Annual Report 2015: overall picture

This is an overall report on birds observed in Carwoola in 2015.  I use the term Carwoola to cover the catchment area of the Stoney Creek Gazette,  As well as Carwoola itself (both the Queanbeyan and Palerang elements) it includes a bunch of localities (including Primrose Valley and, importantly, Hoskinstown) to the SE of Queanbeyan.  It is illustrated in this sketch map:

The database I maintain is pretty well restricted to that area to provide some consistency.  However if very interesting birds are reported in a some what wider area:
  • where people might like to go and view the birds (eg sightings of Banded Lapwings just outside  Bungendore and Plumed Whistling Ducks on dams close thereto); or
  • the sighting suggests we should keep an eye in case they also turn up here
I will also include them on this blog but not the database nor - other than mentions like this - in my reports.

While I largely followed the model used for the Annual Report for 2011 to 2014, in particular the decision to adopt a multi-post approach, what follows has to some extent evolved during writing.  .  (For those that think the result is still too long, the Canberra Ornithologists Group Annual Bird Report is 80 A5 pages - and 2Mb to download!)

This report will be a bit heavy on numbers but I will attempt to explain them in terms of their meaning rather than simply a barrage of percentages!  For those who wish to skip the statistics I have tried to highlight the main points in bold blue.

The group of folk reporting has been quite stable this year (including the return of some observers) apart from the usual emptying out in Winter.  (We were away less than expected due to foul weather on the NSW North Coast and SE QLD.)  

By the end of 2015 we had recorded, over a 9 year period, 191 species in the catchment area of the Gazette.   5 species (
Blue-billed Duck, Pink Robin, White-fronted Chat, Plumed Whistling Duck and Spotless Crake) were observed for the first time in 2015.  By the end of that year year 19 have been recorded in every month since this project started in 2007.  That number has remained constant for 4 years and can probably be taken as the minimum number of resident species..

Over the 9 year period 94 species (49.2% of species observed) have been recorded undertaking breeding activity.  4 species (Laughing Kookaburra, Stubble Quail, Australian Reed-Warbler and Banded Lapwing) were recorded breeding for the first time in 2013.  The Banded Lapwings were observed copulating and a dependent chick was subsequently seen.  More details on breeding activity are provided in another post to this blog. 

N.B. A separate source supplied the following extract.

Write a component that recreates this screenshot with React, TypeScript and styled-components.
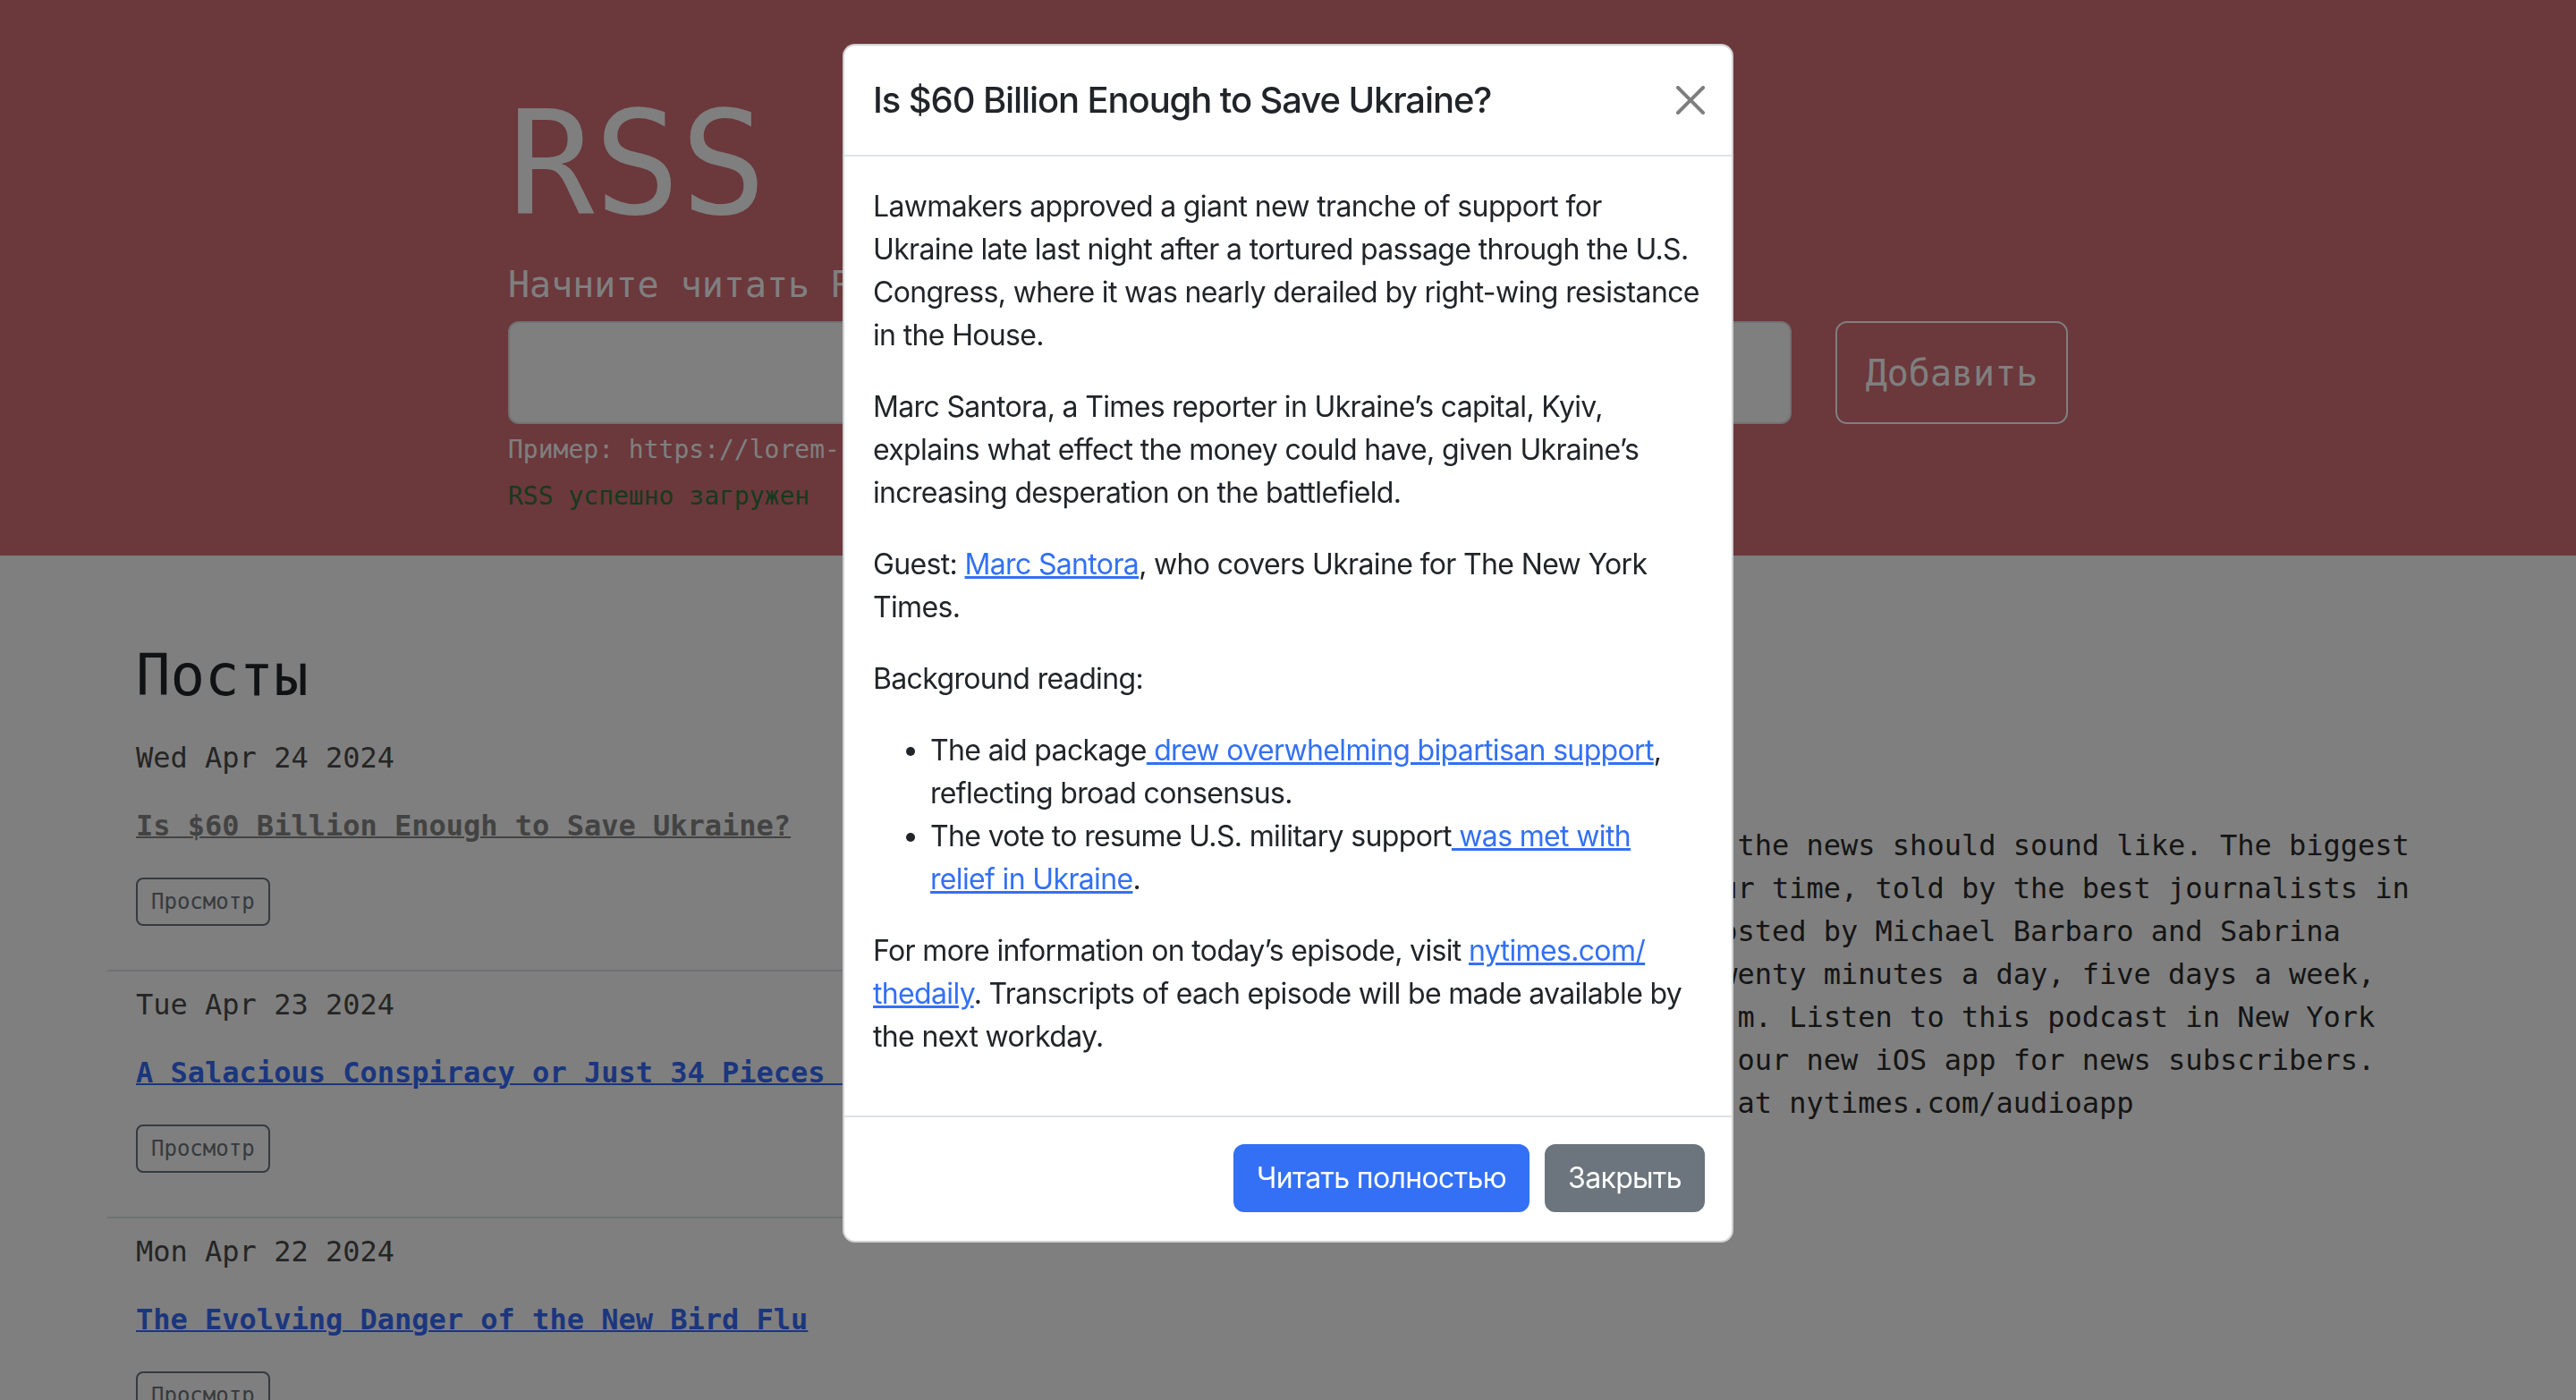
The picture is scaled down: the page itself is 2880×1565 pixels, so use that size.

The cumulative number of species observed for the first time or recorded breeding for the first time are shown for each year below.

It is interesting that over a 30 year period the Garden Bird Survey, run by the Canberra Ornithologists Group has recorded 239 species with 108 of these (46.2%) recorded as breeding.  Given the much shorter time span and far fewer observers I think we have, to quote Young Mister Grace, "...all done very well."

In 2015, 156 species were recorded in the study area.  This is the highest number recorded in the study area and amounts to 81.6% of those ever recorded in the area.  This graph shows the number of species recorded per year.

The increase between 2011 and 2013, despite the decline in observer effort in 2013  is in part due to the astonishing variety of birds seen in and near an ephemeral swamp in the Hoskinstown Plain over the Summer of 2012-13.  (That Swamp dried out in 2014 and the expected decline in diversity happened as a result.  It filled again in 2015 and attracted back some of the less common species.)  The weather for 2015 was variable but not too dry here so I can only assume that the continued increase in species found is mainly due to the efforts of observers to report interesting sightings to me.  I thank you all - may this continue.

In 2014 31.4% of the species recorded were observed undertaking some form of breeding activity.   After a decline in 2014 this value is close to that in other recent years in this area (data is somewhat deficient for the first two years).